- [SUPPLIED ENTRIES]:
Start

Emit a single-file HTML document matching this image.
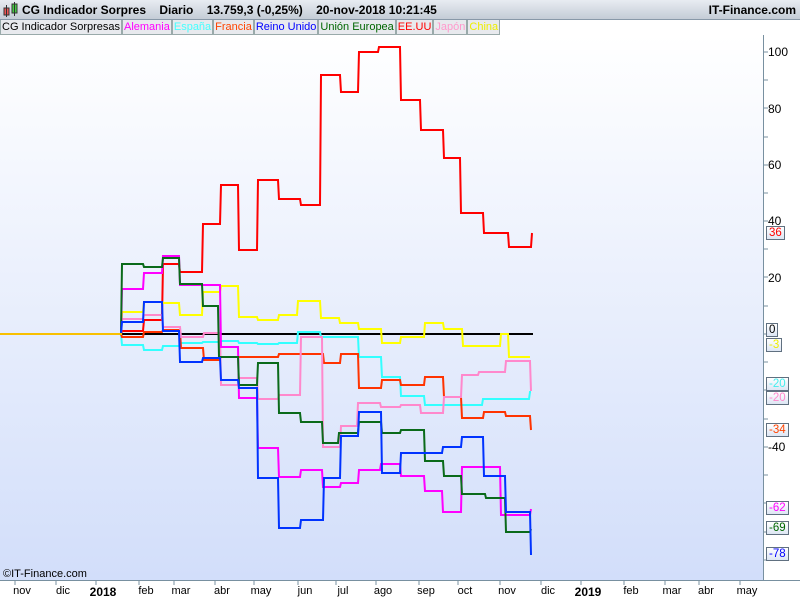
<!DOCTYPE html>
<html><head><meta charset="utf-8"><style>
body{margin:0;width:800px;height:600px;overflow:hidden;background:#fff;font-family:"Liberation Sans",sans-serif;position:relative}
.top{position:absolute;left:0;top:0;width:800px;height:19px;background:linear-gradient(#e8ecf2,#c4ccd6);border-bottom:1px solid #8898a8}
.title{position:absolute;left:22px;top:3px;font-size:12px;font-weight:bold;color:#000;white-space:pre}
.itf{position:absolute;right:4px;top:3px;font-size:12px;font-weight:bold}
.leg{position:absolute;left:0;top:20px;height:15px;display:flex;font-size:11px}
.leg span{border:1px solid #9aa;border-top:none;padding:0 1px;background:#e8eaee;line-height:14px}
.plot{position:absolute;left:0;top:35px;width:763px;height:545px;background:linear-gradient(#ffffff,#d2defa);border-right:1px solid #7890a0}
.ax{position:absolute;left:0;top:580px;width:800px;height:20px;border-top:1px solid #7890a0}
.xl{position:absolute;top:585px;font-size:11px;transform:translateX(-50%)}
.yl{position:absolute;left:768px;font-size:12px}
.bx{position:absolute;left:766px;font-size:11.5px;border:1px solid #607080;background:linear-gradient(#fff,#dde6f4);padding:0 2px;line-height:12px}
</style></head><body>
<div class="top">
<svg style="position:absolute;left:3px;top:2px" width="16" height="16"><rect x="1" y="6" width="5" height="7" fill="#e55" stroke="#333" stroke-width="1"/><line x1="3.5" y1="3" x2="3.5" y2="15" stroke="#333"/><rect x="9" y="2" width="5" height="9" fill="#4c4" stroke="#333"/><line x1="11.5" y1="0" x2="11.5" y2="14" stroke="#333"/></svg>
<div class="title">CG Indicador Sorpres    Diario    13.759,3 (-0,25%)    20-nov-2018 10:21:45</div>
<div class="itf">IT-Finance.com</div></div>
<div class="leg"><span style="color:#000">CG Indicador Sorpresas</span><span style="color:#f0f">Alemania</span><span style="color:#4ff">España</span><span style="color:#f40">Francia</span><span style="color:#00f">Reino Unido</span><span style="color:#060">Unión Europea</span><span style="color:#f00">EE.UU</span><span style="color:#f9c">Japón</span><span style="color:#ee0">China</span></div>
<div class="plot"></div>
<svg id="s" style="position:absolute;left:0;top:0" width="800" height="600"></svg>
<div style="position:absolute;left:3px;top:568px;font-size:11px">©IT-Finance.com</div>
<div class="ax"></div>
<div class="xl" style="left:22px">nov</div><div class="xl" style="left:63px">dic</div><div class="xl" style="left:103px;font-weight:bold;font-size:12px">2018</div><div class="xl" style="left:146px">feb</div><div class="xl" style="left:181px">mar</div><div class="xl" style="left:222px">abr</div><div class="xl" style="left:261px">may</div><div class="xl" style="left:305px">jun</div><div class="xl" style="left:343px">jul</div><div class="xl" style="left:383px">ago</div><div class="xl" style="left:426px">sep</div><div class="xl" style="left:465px">oct</div><div class="xl" style="left:507px">nov</div><div class="xl" style="left:548px">dic</div><div class="xl" style="left:588px;font-weight:bold;font-size:12px">2019</div><div class="xl" style="left:631px">feb</div><div class="xl" style="left:672px">mar</div><div class="xl" style="left:706px">abr</div><div class="xl" style="left:747px">may</div>
<div class="yl" style="top:45px">100</div><div class="yl" style="top:102px">80</div><div class="yl" style="top:158px">60</div><div class="yl" style="top:214px">40</div><div class="yl" style="top:271px">20</div><div class="yl" style="top:440px">-40</div>
<div class="bx" style="top:226px;color:#f00">36</div>
<div class="bx" style="top:323px;color:#000">0</div>
<div class="bx" style="top:338px;color:#ee0">-3</div>
<div class="bx" style="top:377px;color:#4ee">-20</div>
<div class="bx" style="top:391px;color:#f8c">-20</div>
<div class="bx" style="top:423px;color:#f40">-34</div>
<div class="bx" style="top:501px;color:#f0f">-62</div>
<div class="bx" style="top:521px;color:#060">-69</div>
<div class="bx" style="top:547px;color:#00f">-78</div>
<script>
function st(xs,ys,end){var p="M"+xs[0]+" 334";for(var i=0;i<ys.length;i++){p+=" L"+(xs[i]+1)+" "+ys[i]+" L"+(xs[i+1]||end)+" "+ys[i];}return p;}
var S=[
["#f00",[121,143,162,179,202,220,238,257,278,300,320,340,358,378,400,420,443,460,483,508,531],[331,320,264,272,224,185,250,180,199,205,75,92,52,47,100,130,158,213,233,247,233],532],
["#ff0",[121,143,162,179,202,220,238,257,278,297,320,339,358,381,400,424,443,462,482,500,508],[312,302,303,315,292,286,317,320,315,301,318,323,329,343,337,323,329,346,346,334,357],530],
["#3ff",[121,143,162,179,202,220,238,257,278,297,320,358,381,400,424,462,482,529],[345,350,346,343,342,341,343,344,343,332,337,357,377,396,405,405,399,392],531],
["#f30",[121,143,162,180,203,220,257,278,323,340,358,381,400,424,443,461,483,505,530],[337,332,330,348,360,357,357,354,363,354,388,380,385,377,397,418,412,416,430],531],
["#f8c",[121,143,162,180,203,220,238,257,278,300,322,340,357,380,400,420,443,461,478,505,530],[319,315,327,337,333,385,378,399,395,337,447,426,403,407,405,413,397,375,372,361,391],531],
["#f0f",[121,143,162,179,220,238,257,278,300,322,340,358,380,400,424,442,461,500,530],[289,273,256,285,347,398,448,477,470,487,483,470,464,476,491,512,467,515,509],531],
["#0a6a1a",[121,143,162,179,202,218,238,257,278,300,322,338,358,381,400,424,443,461,485,505,530],[264,267,258,284,306,357,385,363,413,422,443,433,422,433,430,461,476,494,498,532,529],531],
["#0033ff",[121,143,162,179,202,220,238,257,278,300,323,340,358,381,400,442,461,483,505,530],[322,302,331,362,358,380,388,478,528,520,478,436,412,473,453,447,437,476,512,555],531]
];
var h='<line x1="0" y1="334" x2="533" y2="334" stroke="#000" stroke-width="2"/>';
S.forEach(function(s){h+='<path d="'+st(s[1],s[2],s[3])+'" fill="none" stroke="'+s[0]+'" stroke-width="2"/>';});
h+='<line x1="0" y1="334" x2="122" y2="334" stroke="#f8c000" stroke-width="2"/>';
var t="";[52,80,108,137,165,193,221,249,277,306,334,362,390,419,447,475,503,532,560].forEach(function(y){t+='<line x1="764" y1="'+y+'" x2="768" y2="'+y+'" stroke="#7890a0"/>';});
[22,63,103,146,181,222,261,305,343,383,426,465,507,548,588,631,672,706,747].forEach(function(x){t+='<line x1="'+(x-7)+'" y1="581" x2="'+(x-7)+'" y2="585" stroke="#7890a0"/>';});
document.getElementById("s").innerHTML=h+t;
</script>
</body></html>
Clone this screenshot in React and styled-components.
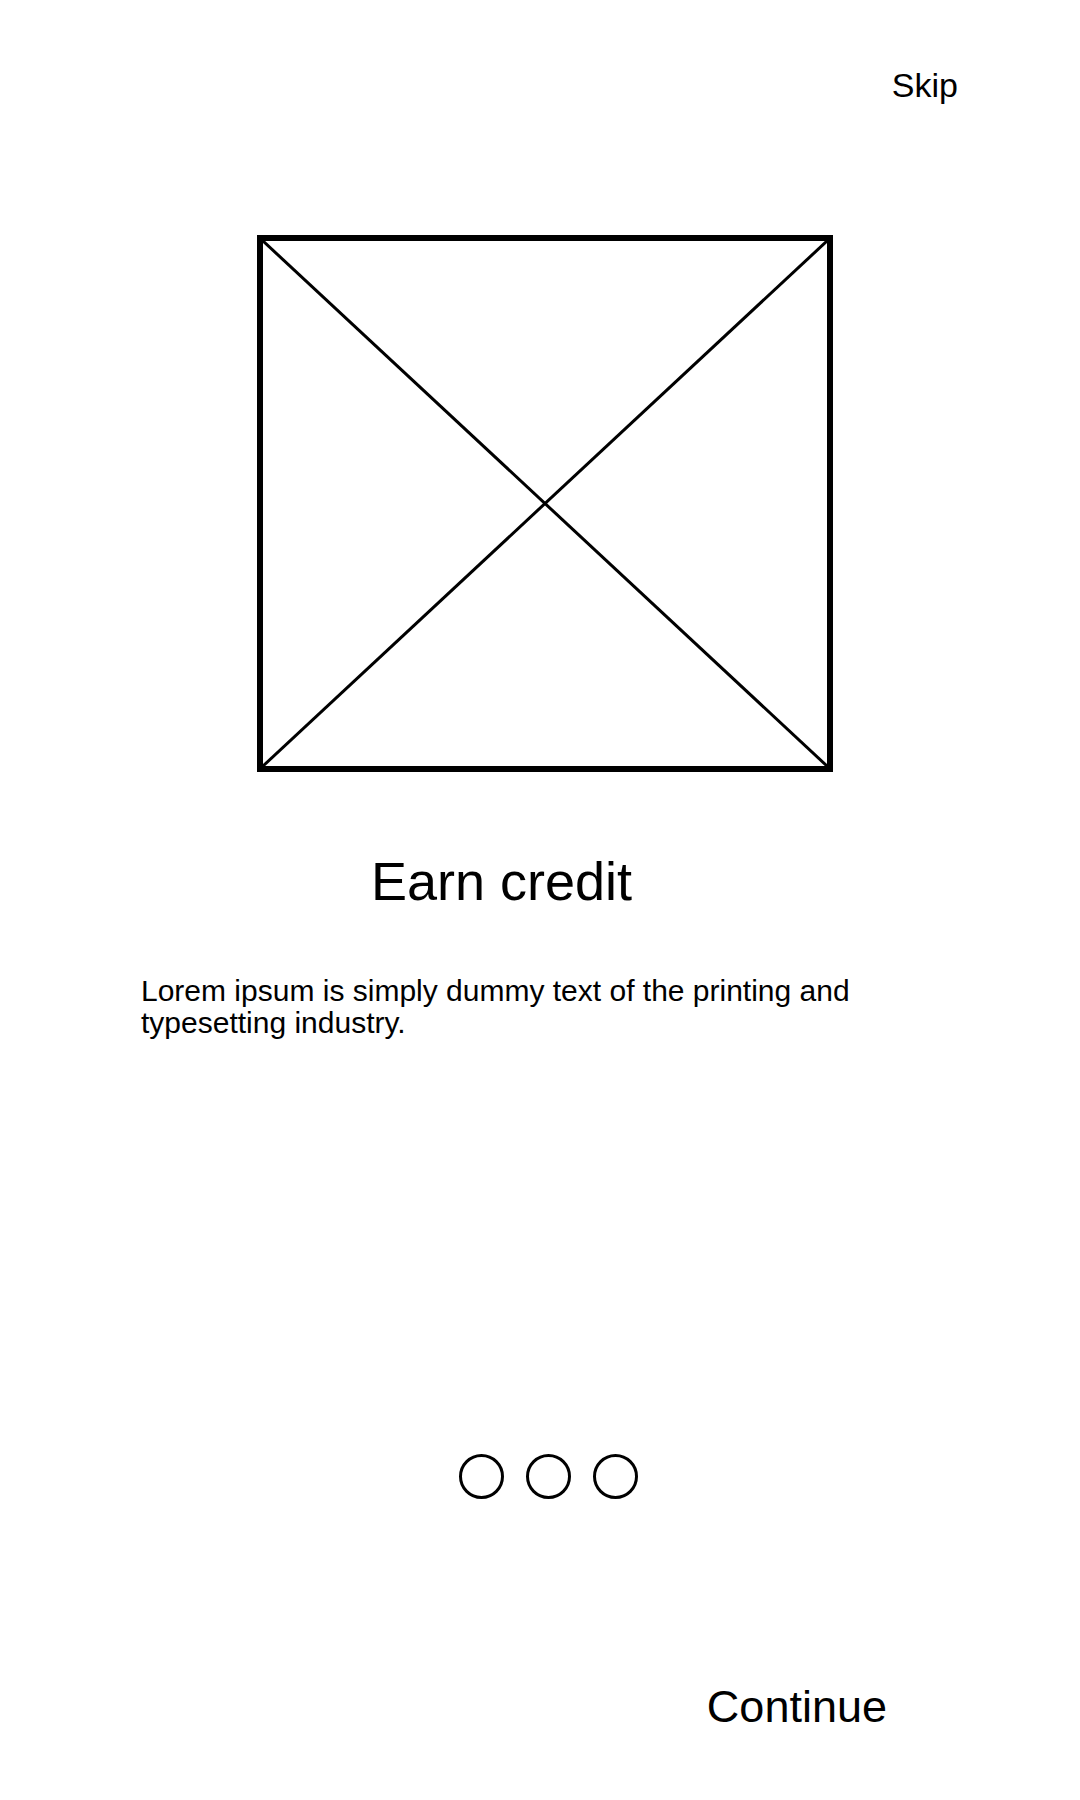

End

- [WHAT YOU WILL DO]: None of the pictures should appear; repeat the records exactly otherwise.

- [REPLY TO THE EXERCISE]:
Emit a single-file HTML document matching this image.
<!DOCTYPE html>
<html><head><meta charset="utf-8"><style>
body{margin:0;width:800px;height:600px;overflow:hidden;background:#fff;font-family:"Liberation Sans",sans-serif;position:relative}
.top{position:absolute;left:0;top:0;width:800px;height:19px;background:linear-gradient(#e8ecf2,#c4ccd6);border-bottom:1px solid #8898a8}
.title{position:absolute;left:22px;top:3px;font-size:12px;font-weight:bold;color:#000;white-space:pre}
.itf{position:absolute;right:4px;top:3px;font-size:12px;font-weight:bold}
.leg{position:absolute;left:0;top:20px;height:15px;display:flex;font-size:11px}
.leg span{border:1px solid #9aa;border-top:none;padding:0 1px;background:#e8eaee;line-height:14px}
.plot{position:absolute;left:0;top:35px;width:763px;height:545px;background:linear-gradient(#ffffff,#d2defa);border-right:1px solid #7890a0}
.ax{position:absolute;left:0;top:580px;width:800px;height:20px;border-top:1px solid #7890a0}
.xl{position:absolute;top:585px;font-size:11px;transform:translateX(-50%)}
.yl{position:absolute;left:768px;font-size:12px}
.bx{position:absolute;left:766px;font-size:11.5px;border:1px solid #607080;background:linear-gradient(#fff,#dde6f4);padding:0 2px;line-height:12px}
</style></head><body>
<div class="top">
<svg style="position:absolute;left:3px;top:2px" width="16" height="16"><rect x="1" y="6" width="5" height="7" fill="#e55" stroke="#333" stroke-width="1"/><line x1="3.5" y1="3" x2="3.5" y2="15" stroke="#333"/><rect x="9" y="2" width="5" height="9" fill="#4c4" stroke="#333"/><line x1="11.5" y1="0" x2="11.5" y2="14" stroke="#333"/></svg>
<div class="title">CG Indicador Sorpres    Diario    13.759,3 (-0,25%)    20-nov-2018 10:21:45</div>
<div class="itf">IT-Finance.com</div></div>
<div class="leg"><span style="color:#000">CG Indicador Sorpresas</span><span style="color:#f0f">Alemania</span><span style="color:#4ff">España</span><span style="color:#f40">Francia</span><span style="color:#00f">Reino Unido</span><span style="color:#060">Unión Europea</span><span style="color:#f00">EE.UU</span><span style="color:#f9c">Japón</span><span style="color:#ee0">China</span></div>
<div class="plot"></div>
<svg id="s" style="position:absolute;left:0;top:0" width="800" height="600"></svg>
<div style="position:absolute;left:3px;top:568px;font-size:11px">©IT-Finance.com</div>
<div class="ax"></div>
<div class="xl" style="left:22px">nov</div><div class="xl" style="left:63px">dic</div><div class="xl" style="left:103px;font-weight:bold;font-size:12px">2018</div><div class="xl" style="left:146px">feb</div><div class="xl" style="left:181px">mar</div><div class="xl" style="left:222px">abr</div><div class="xl" style="left:261px">may</div><div class="xl" style="left:305px">jun</div><div class="xl" style="left:343px">jul</div><div class="xl" style="left:383px">ago</div><div class="xl" style="left:426px">sep</div><div class="xl" style="left:465px">oct</div><div class="xl" style="left:507px">nov</div><div class="xl" style="left:548px">dic</div><div class="xl" style="left:588px;font-weight:bold;font-size:12px">2019</div><div class="xl" style="left:631px">feb</div><div class="xl" style="left:672px">mar</div><div class="xl" style="left:706px">abr</div><div class="xl" style="left:747px">may</div>
<div class="yl" style="top:45px">100</div><div class="yl" style="top:102px">80</div><div class="yl" style="top:158px">60</div><div class="yl" style="top:214px">40</div><div class="yl" style="top:271px">20</div><div class="yl" style="top:440px">-40</div>
<div class="bx" style="top:226px;color:#f00">36</div>
<div class="bx" style="top:323px;color:#000">0</div>
<div class="bx" style="top:338px;color:#ee0">-3</div>
<div class="bx" style="top:377px;color:#4ee">-20</div>
<div class="bx" style="top:391px;color:#f8c">-20</div>
<div class="bx" style="top:423px;color:#f40">-34</div>
<div class="bx" style="top:501px;color:#f0f">-62</div>
<div class="bx" style="top:521px;color:#060">-69</div>
<div class="bx" style="top:547px;color:#00f">-78</div>
<script>
function st(xs,ys,end){var p="M"+xs[0]+" 334";for(var i=0;i<ys.length;i++){p+=" L"+(xs[i]+1)+" "+ys[i]+" L"+(xs[i+1]||end)+" "+ys[i];}return p;}
var S=[
["#f00",[121,143,162,179,202,220,238,257,278,300,320,340,358,378,400,420,443,460,483,508,531],[331,320,264,272,224,185,250,180,199,205,75,92,52,47,100,130,158,213,233,247,233],532],
["#ff0",[121,143,162,179,202,220,238,257,278,297,320,339,358,381,400,424,443,462,482,500,508],[312,302,303,315,292,286,317,320,315,301,318,323,329,343,337,323,329,346,346,334,357],530],
["#3ff",[121,143,162,179,202,220,238,257,278,297,320,358,381,400,424,462,482,529],[345,350,346,343,342,341,343,344,343,332,337,357,377,396,405,405,399,392],531],
["#f30",[121,143,162,180,203,220,257,278,323,340,358,381,400,424,443,461,483,505,530],[337,332,330,348,360,357,357,354,363,354,388,380,385,377,397,418,412,416,430],531],
["#f8c",[121,143,162,180,203,220,238,257,278,300,322,340,357,380,400,420,443,461,478,505,530],[319,315,327,337,333,385,378,399,395,337,447,426,403,407,405,413,397,375,372,361,391],531],
["#f0f",[121,143,162,179,220,238,257,278,300,322,340,358,380,400,424,442,461,500,530],[289,273,256,285,347,398,448,477,470,487,483,470,464,476,491,512,467,515,509],531],
["#0a6a1a",[121,143,162,179,202,218,238,257,278,300,322,338,358,381,400,424,443,461,485,505,530],[264,267,258,284,306,357,385,363,413,422,443,433,422,433,430,461,476,494,498,532,529],531],
["#0033ff",[121,143,162,179,202,220,238,257,278,300,323,340,358,381,400,442,461,483,505,530],[322,302,331,362,358,380,388,478,528,520,478,436,412,473,453,447,437,476,512,555],531]
];
var h='<line x1="0" y1="334" x2="533" y2="334" stroke="#000" stroke-width="2"/>';
S.forEach(function(s){h+='<path d="'+st(s[1],s[2],s[3])+'" fill="none" stroke="'+s[0]+'" stroke-width="2"/>';});
h+='<line x1="0" y1="334" x2="122" y2="334" stroke="#f8c000" stroke-width="2"/>';
var t="";[52,80,108,137,165,193,221,249,277,306,334,362,390,419,447,475,503,532,560].forEach(function(y){t+='<line x1="764" y1="'+y+'" x2="768" y2="'+y+'" stroke="#7890a0"/>';});
[22,63,103,146,181,222,261,305,343,383,426,465,507,548,588,631,672,706,747].forEach(function(x){t+='<line x1="'+(x-7)+'" y1="581" x2="'+(x-7)+'" y2="585" stroke="#7890a0"/>';});
document.getElementById("s").innerHTML=h+t;
</script>
</body></html>
Clone this screenshot in React and styled-components.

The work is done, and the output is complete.